Mission statement

The department of FUNDAMENTAL THEOLOGY (Theologische Grundlagenforschung) endeavours to constitute itself as a theology critical of religion, culture and cognition and open to the questions, aporias and human hardships of our time.

 

Given our situatedness in a multicultural, multi-religious and ideologically diverse world one particular task consists in our contribution to a PLURALIST NARRATIVE for Europe as the kairos of contemporary Christianity. Theology finds itself confronted with the challenge of perceiving the living in its vulnerability, its withdrawal, its questionability and its SACREDNESS. Through this, it is the human that shall be perceived and appreciated with all its disfigurations and wounds – of positivist, practical, technical, corporately social nature – to the extent that it is a guest at the (divine) celebration of life as the meaning of history.


The guiding theme of the subject is thus under the sign of:


CHRISTIANITY AS THE PROJECT FOR A NEW HUMANISM

THE REVELATION OF THE MEANING OF HISTORY IN THE HOSPITABLE TEXTURES OF THE "SACRED"


The attempt at critical THEOLOGICAL and RELIGIOUS-PHILOSOPHICAL reflections upon leading narratives about the human in the context of the threats of today's history (atomic armament, the ecological crisis, social exclusion, the disappearance of linguistic diversity, the virtualisation of the living environment, the substitution of mortal life with immortal machines etc.) leads to the search for traces of the sacred in its biblical textures and the philosophical, aesthetic and religious continuations inspired by them. Behind it lies the thesis to be unfolded according to which man and life respectively are being (re)created in the textures of the sacred, and not least of all in their “hospitality” that, eluding all theoretical, practical and aesthetic application, puts man in front of the open, sacred secret of reality.


For a Christian memory of history the DIALOGUE WITH JUDAISM, which constitutes another pillar of our institute, is indispensable. The relations to Israel are crucial for Christianity, because Israel has unique soteriological significance as first and permanently chosen covenant people. Israel keeps the secret of the Messiah open and thus the messianic impulse whereby a life different to the current one is possible. The position with regards to Judaism brings along effective political consequences that remain highly topical for the European societies after the Shoah.

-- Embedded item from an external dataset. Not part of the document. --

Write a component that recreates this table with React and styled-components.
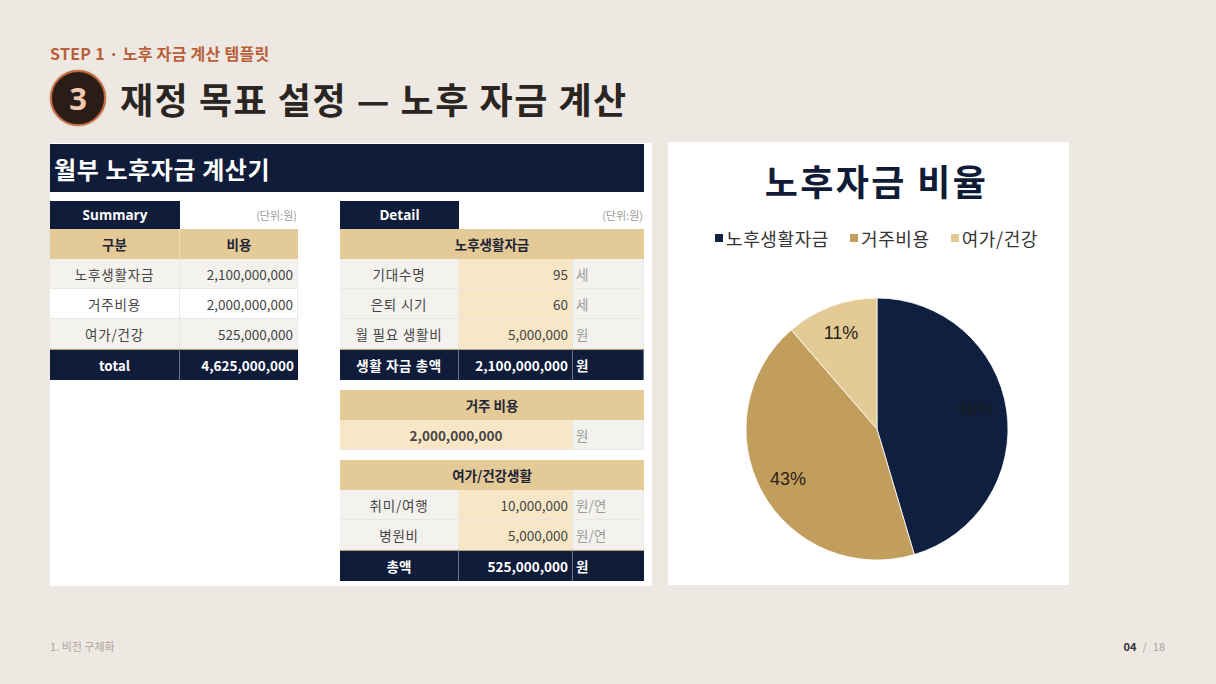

It is part of the culture of the Viennese department to try to provide a space for hospitable encounters: In order to do so it offers reading circles in addition to the institutionalised teaching programme. There is also a special focus on the supervision of diploma and doctor theses, whereby the intense content-related exchange on a human level between lecturers and students speaking different languages and belonging to multiple cultures and disciplines contributes decisively to the development and the character of the institute.